All professional judges are members of a common corps into which they are recruited through a common process and their career is governed largely by federal law. However, most judges are state (Länder) civil servants and follow state rules on legal education, appointment, and promotion.

====State====
As a rule, each decision on the initial employment, vesting with lifetime tenure or promotion of a judge is taken by the department of justice. Yet in some of the states there is some kind of a parliamentary body that needs to be heard or even has a say in some of the decisions on careers of individual judges (Richterwahlausschuss). The mostly decisive influence of the administration on the career of judges is exceptional in continental Europe, where mostly bodies of judges, elected by and within the judiciary take this kind of decision (e.g., France: conseil superieur de la magistrature, Italy: consiglio superiore della magistratura). By some it is regarded as a threat to judicial independence that with a view to their personal career judges might be inclined to specially regard possible political effects of their decisions or may choose to support a political party.

====Federal====
Federal judges are picked in an in camera procedure by a body composed of a Minister of the federal state, federal MPs and ministers of the states (article 95 para. 2 of the federal constitution). Candidates do not have to be professional judges, but must be lawyers. There are neither public hearings, nor would the identity of any candidate even be disclosed to the public. Judicial members of the federal constitutional court are elected in turns by the federal chambers (article 94 of the federal constitution). This decision requiring a large majority, it usually follows a political compromise. Public discussion about candidates is very unusual.

===Lay judges===

Lay judges (Schöffen) are ordinary members of the public selected for this role by a special committee, at the suggestion of a municipal council, for a five-year term. Lay judges must be German citizens who have neither been convicted of nor are under investigation for any serious crime. In addition, certain groups of individuals shall not be chosen as lay judges, such as people under the age of 25 or over the age of 69, or individuals working in the court system in a professional capacity (such as lawyers and judges). In addition, individuals over the age of 65 may refuse to serve, as may, for instance, members of federal or state legislatures, doctors, nurses, and those who have served as lay judges in the preceding term. Applications to become lay judges can be made by interested citizens and local governments will typically encourage applications before a new term begins. Welfare institutions, sports clubs, financial and health insurance institutions, trade unions, industrial companies and other public authorities are sometimes called upon to nominate candidates.
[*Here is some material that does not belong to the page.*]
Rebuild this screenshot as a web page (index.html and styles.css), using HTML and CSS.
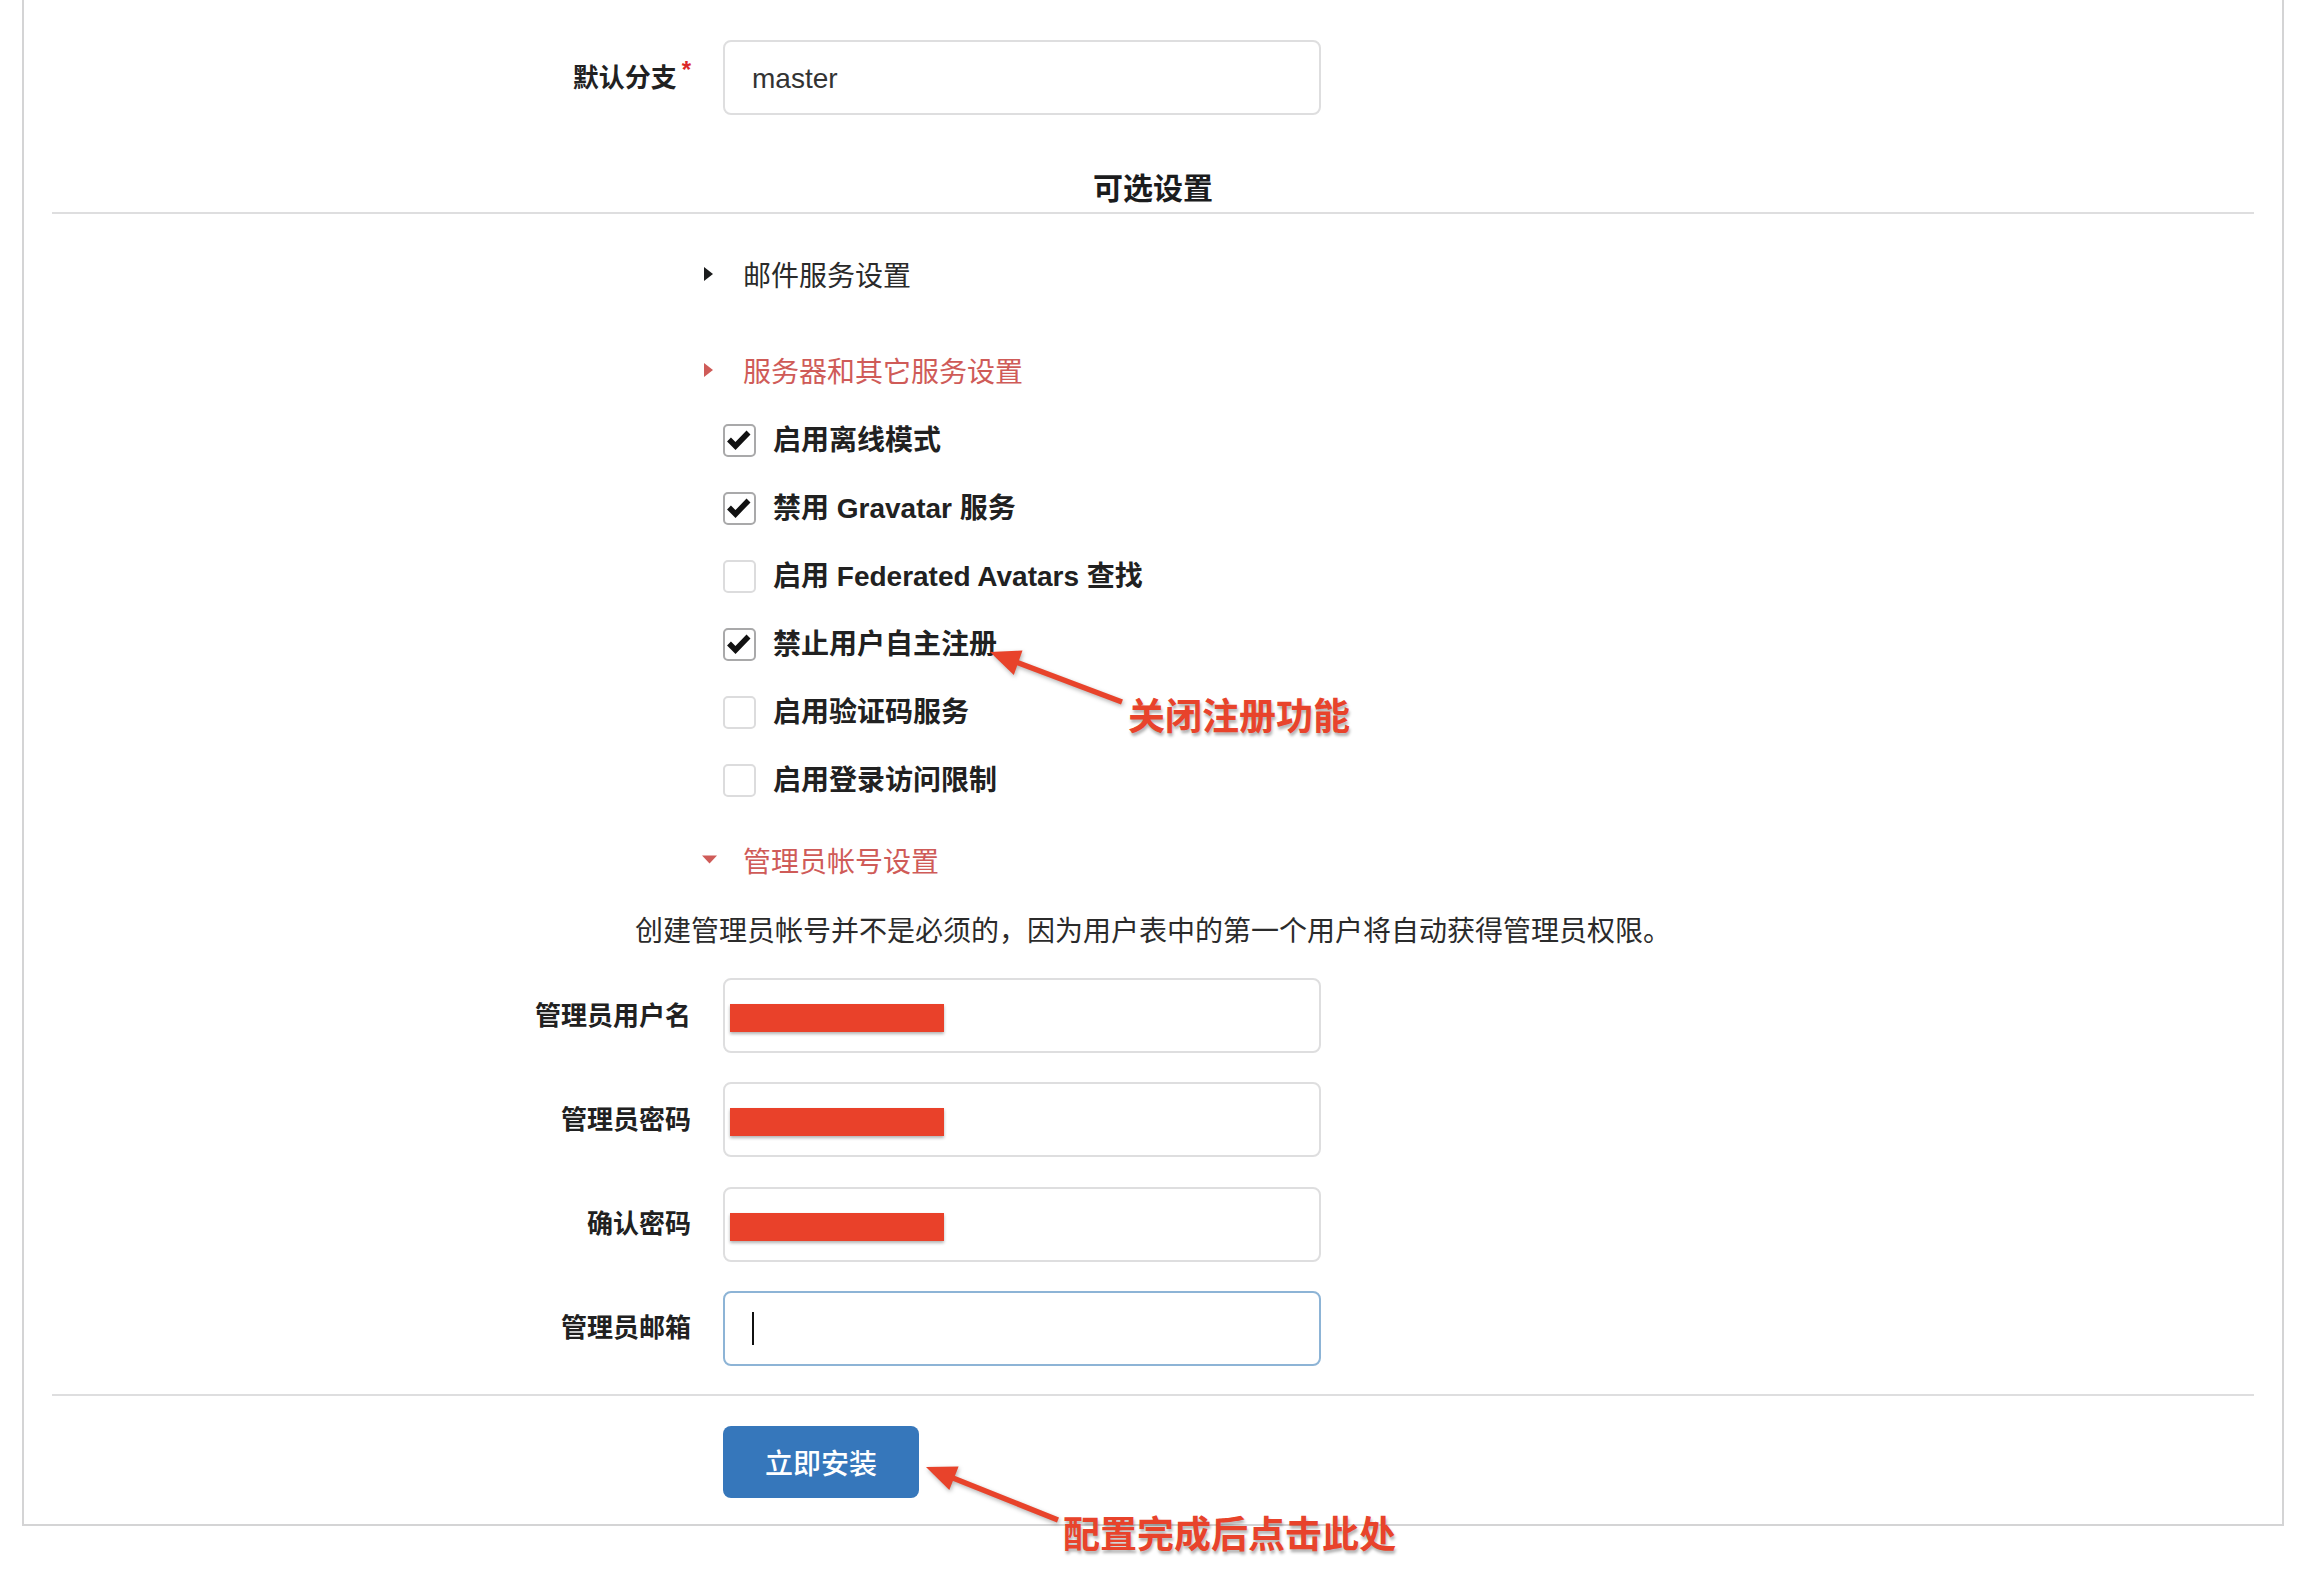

Except for most crimes for which the trier of fact is a single professional judge and serious political crimes which are tried before a panel of professional judges, all charges are tried before mixed tribunals on which lay judges sit alongside professional judges. The German Code of Criminal Procedure requires a two-thirds majority for most decisions unfavorable to the defendant; denial of probation by simple majority is an important exception. In most cases, lay judges do not have access to the case file.

The lay judges needed to staff the various tribunals are selected by a selection committee from lists that are passed by the municipal councils (Gemeinderat) with a two-thirds majority of attending local councillors. Given the high threshold for inclusion on the municipal council lists, in practice these lists are first compiled by municipal bureaucracies and the political parties in Germany, but some municipal councils rely on registers of residents and generate names randomly. The selection committee consists of a judge from the Amtsgericht, a representative of the state government, and ten "trusted citizens" (Vertrauenspersonen, /de/) who are also elected by two thirds of the municipal council.

Lay judges have historically been predominantly middle-aged men from middle-class backgrounds; more recently, the share of male and female judges was about the same. A study conducted in 1969 found that, of the lay judges in its sample, approximately 25% were civil service employees, compared to only about 12% from blue-collar backgrounds. A study published in 2009 put the proportions at 27% civil service employees versus 8% of the general population and noted the relatively high numbers of housewives, the relatively low number of private sector employees, and the relative old age of lay judges.

===Prosecutors===
Public prosecutors, who earn as much as judges, are nonetheless simple ordinary servants lacking the independence of the Bench.

The switching between prosecutorial office and the bench is not only accepted but encouraged so as to allow for the greatest amount of experience.

===Attorneys===
A lawyer can only qualify as a defense attorney if they fulfill/possess the so-called Befähigung zum Richteramt. This translates literally as "aptitude to be a judge"; however, the basic meaning is to have successfully completed a study of law at roughly a master's degree level, being finally examined by the state itself (Staatsexamen), and to have served for two years as an associate to different lawyers from each of their most popular occupations (attorney, judge, administrative official, etc.; this is called the Referendariat). However, to actually become a judge, besides the Befähigung zum Richteramt the expectations include outstanding results in the respective exams, which is not expected for attorneys (but, roughly, is expected for prosecutors and administrative officials).

Defense attorneys are grouped into divisions of their local or state bar associations in which membership is mandatory.

==Sentencing practices==
If a defendant is convicted, the court will usually credit the period of pre-trial confinement as part of the sentence. Sentences can range from one month to life, and typically do not exceed 15 years. Defendants sentenced to life in prison can typically apply for parole after 15 years, and if the application is rejected, the defendant can re-apply after a set period no longer than two years. If the court determines that there is a "severe gravity of guilt", parole can be delayed for a non-specific period beyond 15 years.

In addition to reducing an offender's sentence, Germany's corrections system has a form of punishment called suspended sentencing. Depending on the crime, some sentences can take away jail or prison time and replace it with probation. If a person is convicted of a crime, they can be put on a probationary sentence where they do not have to go to prison if "the person sentenced should demonstrate that being sentenced was itself sufficient warning that he will not commit any further crimes". Despite having to be put under "supervision of a probation officer", the person is able to avoid the negative aspects of prison such as being "torn away from his previous life, work, and social contracts". Sentences of six months or less are automatically suspended by the court as well as those sentences between six months to a year unless it is "necessary for the person to serve the sentence to preserve legal order". After an offender serves two thirds of their prison sentence, it is possible to have their sentence suspended. The process for having a sentence suspended after serving time is the same as applying for parole. It is also possible for offenders serving life sentences to receive a suspended sentence after serving at least fifteen years. Just like any other probation sentence, if the offender breaks their probation or commits another crime, they can have their freedom revoked and be sent back to prison.

==Analysis and criticism==
Selection of lay judges has been described as a "highly political and discriminatory process". It has been argued that personal acquaintance, political affiliation and occupation have all historically played an important, if publicly unacknowledged, role in the selection procedure.